▸ **Directions for this task**:
Copy exactly the lines from the start of the data below through the one that carries "list of options", and only those.

Data items
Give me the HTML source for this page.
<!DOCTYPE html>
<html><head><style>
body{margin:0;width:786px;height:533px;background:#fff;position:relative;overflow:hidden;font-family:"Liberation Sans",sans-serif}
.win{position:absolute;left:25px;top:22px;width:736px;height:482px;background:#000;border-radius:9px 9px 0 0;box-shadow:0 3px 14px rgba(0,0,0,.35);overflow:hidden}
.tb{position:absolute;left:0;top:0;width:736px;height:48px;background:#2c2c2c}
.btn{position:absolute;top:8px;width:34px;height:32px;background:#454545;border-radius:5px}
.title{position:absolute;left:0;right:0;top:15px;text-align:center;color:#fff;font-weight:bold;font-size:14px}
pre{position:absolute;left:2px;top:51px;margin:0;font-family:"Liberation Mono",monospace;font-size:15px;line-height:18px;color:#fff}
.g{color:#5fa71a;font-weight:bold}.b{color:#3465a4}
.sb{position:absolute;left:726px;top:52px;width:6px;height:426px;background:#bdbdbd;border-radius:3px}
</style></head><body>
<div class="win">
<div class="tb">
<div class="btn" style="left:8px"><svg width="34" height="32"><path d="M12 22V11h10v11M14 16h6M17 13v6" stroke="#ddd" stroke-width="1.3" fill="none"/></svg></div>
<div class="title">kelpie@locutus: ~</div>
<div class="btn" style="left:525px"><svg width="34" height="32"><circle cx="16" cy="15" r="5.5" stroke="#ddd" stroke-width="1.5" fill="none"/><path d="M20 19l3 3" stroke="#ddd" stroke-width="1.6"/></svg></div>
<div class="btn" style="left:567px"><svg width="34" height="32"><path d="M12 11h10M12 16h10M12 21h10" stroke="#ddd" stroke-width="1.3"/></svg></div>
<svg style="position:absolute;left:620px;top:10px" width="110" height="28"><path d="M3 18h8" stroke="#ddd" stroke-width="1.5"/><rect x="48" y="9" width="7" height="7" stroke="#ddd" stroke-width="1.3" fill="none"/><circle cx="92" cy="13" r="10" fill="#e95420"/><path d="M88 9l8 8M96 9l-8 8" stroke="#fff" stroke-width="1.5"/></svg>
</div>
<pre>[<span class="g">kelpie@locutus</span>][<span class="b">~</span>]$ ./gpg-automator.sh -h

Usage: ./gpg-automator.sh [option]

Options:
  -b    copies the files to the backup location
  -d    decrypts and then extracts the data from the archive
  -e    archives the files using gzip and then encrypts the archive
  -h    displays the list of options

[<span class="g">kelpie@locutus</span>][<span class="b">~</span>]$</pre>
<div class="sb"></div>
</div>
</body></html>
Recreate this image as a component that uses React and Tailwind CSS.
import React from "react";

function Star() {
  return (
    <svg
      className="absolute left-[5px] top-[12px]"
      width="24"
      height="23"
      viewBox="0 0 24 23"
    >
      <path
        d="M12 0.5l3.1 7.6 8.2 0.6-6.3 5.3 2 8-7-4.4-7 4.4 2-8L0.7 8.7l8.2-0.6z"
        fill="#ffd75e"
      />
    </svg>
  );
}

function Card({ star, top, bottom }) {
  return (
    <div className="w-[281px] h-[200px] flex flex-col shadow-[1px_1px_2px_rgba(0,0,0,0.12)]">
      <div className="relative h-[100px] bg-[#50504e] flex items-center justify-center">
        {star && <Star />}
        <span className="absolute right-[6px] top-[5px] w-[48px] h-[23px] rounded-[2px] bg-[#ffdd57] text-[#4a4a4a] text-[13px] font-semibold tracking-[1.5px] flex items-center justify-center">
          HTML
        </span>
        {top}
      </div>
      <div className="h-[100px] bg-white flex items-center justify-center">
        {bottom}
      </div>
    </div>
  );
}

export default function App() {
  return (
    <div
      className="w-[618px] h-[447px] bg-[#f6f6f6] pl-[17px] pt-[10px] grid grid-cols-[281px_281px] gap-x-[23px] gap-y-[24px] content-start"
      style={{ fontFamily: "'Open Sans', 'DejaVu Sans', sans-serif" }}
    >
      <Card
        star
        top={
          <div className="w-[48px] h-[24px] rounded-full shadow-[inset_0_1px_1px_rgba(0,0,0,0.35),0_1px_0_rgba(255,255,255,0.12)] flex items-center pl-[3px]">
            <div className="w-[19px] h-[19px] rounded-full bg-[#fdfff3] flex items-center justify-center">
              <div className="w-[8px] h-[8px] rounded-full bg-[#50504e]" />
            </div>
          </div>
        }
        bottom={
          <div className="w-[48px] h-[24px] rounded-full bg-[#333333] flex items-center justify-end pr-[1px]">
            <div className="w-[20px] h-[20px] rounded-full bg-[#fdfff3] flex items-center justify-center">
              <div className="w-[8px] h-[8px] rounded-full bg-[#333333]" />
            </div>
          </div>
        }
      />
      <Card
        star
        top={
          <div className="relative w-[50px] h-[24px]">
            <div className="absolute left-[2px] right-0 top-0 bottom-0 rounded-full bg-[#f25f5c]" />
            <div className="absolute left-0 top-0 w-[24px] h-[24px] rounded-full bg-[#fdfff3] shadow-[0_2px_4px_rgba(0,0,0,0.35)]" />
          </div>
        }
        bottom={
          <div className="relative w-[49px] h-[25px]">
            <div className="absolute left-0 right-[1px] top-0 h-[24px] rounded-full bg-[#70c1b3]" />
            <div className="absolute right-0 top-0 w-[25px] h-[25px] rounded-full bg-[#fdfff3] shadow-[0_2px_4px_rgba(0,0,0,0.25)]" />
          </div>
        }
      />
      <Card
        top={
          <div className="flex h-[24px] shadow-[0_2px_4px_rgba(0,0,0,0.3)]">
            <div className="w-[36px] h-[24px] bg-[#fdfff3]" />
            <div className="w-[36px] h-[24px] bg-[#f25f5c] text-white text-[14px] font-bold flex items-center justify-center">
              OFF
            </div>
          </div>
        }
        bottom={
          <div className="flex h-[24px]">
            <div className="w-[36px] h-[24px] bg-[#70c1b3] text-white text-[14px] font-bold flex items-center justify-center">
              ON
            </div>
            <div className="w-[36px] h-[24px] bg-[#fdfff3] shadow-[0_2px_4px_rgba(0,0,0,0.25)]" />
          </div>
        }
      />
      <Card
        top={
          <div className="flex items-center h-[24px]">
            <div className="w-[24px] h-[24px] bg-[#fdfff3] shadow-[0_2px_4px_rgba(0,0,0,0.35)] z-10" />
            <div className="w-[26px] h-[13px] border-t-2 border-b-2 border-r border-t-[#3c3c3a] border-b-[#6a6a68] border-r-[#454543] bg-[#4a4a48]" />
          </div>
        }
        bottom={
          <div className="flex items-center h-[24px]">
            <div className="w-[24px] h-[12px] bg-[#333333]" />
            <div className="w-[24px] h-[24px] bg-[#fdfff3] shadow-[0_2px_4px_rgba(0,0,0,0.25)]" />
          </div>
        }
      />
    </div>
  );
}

▸ **Result**:
Give me the HTML source for this page.
<!DOCTYPE html>
<html><head><style>
body{margin:0;width:786px;height:533px;background:#fff;position:relative;overflow:hidden;font-family:"Liberation Sans",sans-serif}
.win{position:absolute;left:25px;top:22px;width:736px;height:482px;background:#000;border-radius:9px 9px 0 0;box-shadow:0 3px 14px rgba(0,0,0,.35);overflow:hidden}
.tb{position:absolute;left:0;top:0;width:736px;height:48px;background:#2c2c2c}
.btn{position:absolute;top:8px;width:34px;height:32px;background:#454545;border-radius:5px}
.title{position:absolute;left:0;right:0;top:15px;text-align:center;color:#fff;font-weight:bold;font-size:14px}
pre{position:absolute;left:2px;top:51px;margin:0;font-family:"Liberation Mono",monospace;font-size:15px;line-height:18px;color:#fff}
.g{color:#5fa71a;font-weight:bold}.b{color:#3465a4}
.sb{position:absolute;left:726px;top:52px;width:6px;height:426px;background:#bdbdbd;border-radius:3px}
</style></head><body>
<div class="win">
<div class="tb">
<div class="btn" style="left:8px"><svg width="34" height="32"><path d="M12 22V11h10v11M14 16h6M17 13v6" stroke="#ddd" stroke-width="1.3" fill="none"/></svg></div>
<div class="title">kelpie@locutus: ~</div>
<div class="btn" style="left:525px"><svg width="34" height="32"><circle cx="16" cy="15" r="5.5" stroke="#ddd" stroke-width="1.5" fill="none"/><path d="M20 19l3 3" stroke="#ddd" stroke-width="1.6"/></svg></div>
<div class="btn" style="left:567px"><svg width="34" height="32"><path d="M12 11h10M12 16h10M12 21h10" stroke="#ddd" stroke-width="1.3"/></svg></div>
<svg style="position:absolute;left:620px;top:10px" width="110" height="28"><path d="M3 18h8" stroke="#ddd" stroke-width="1.5"/><rect x="48" y="9" width="7" height="7" stroke="#ddd" stroke-width="1.3" fill="none"/><circle cx="92" cy="13" r="10" fill="#e95420"/><path d="M88 9l8 8M96 9l-8 8" stroke="#fff" stroke-width="1.5"/></svg>
</div>
<pre>[<span class="g">kelpie@locutus</span>][<span class="b">~</span>]$ ./gpg-automator.sh -h

Usage: ./gpg-automator.sh [option]

Options:
  -b    copies the files to the backup location
  -d    decrypts and then extracts the data from the archive
  -e    archives the files using gzip and then encrypts the archive
  -h    displays the list of options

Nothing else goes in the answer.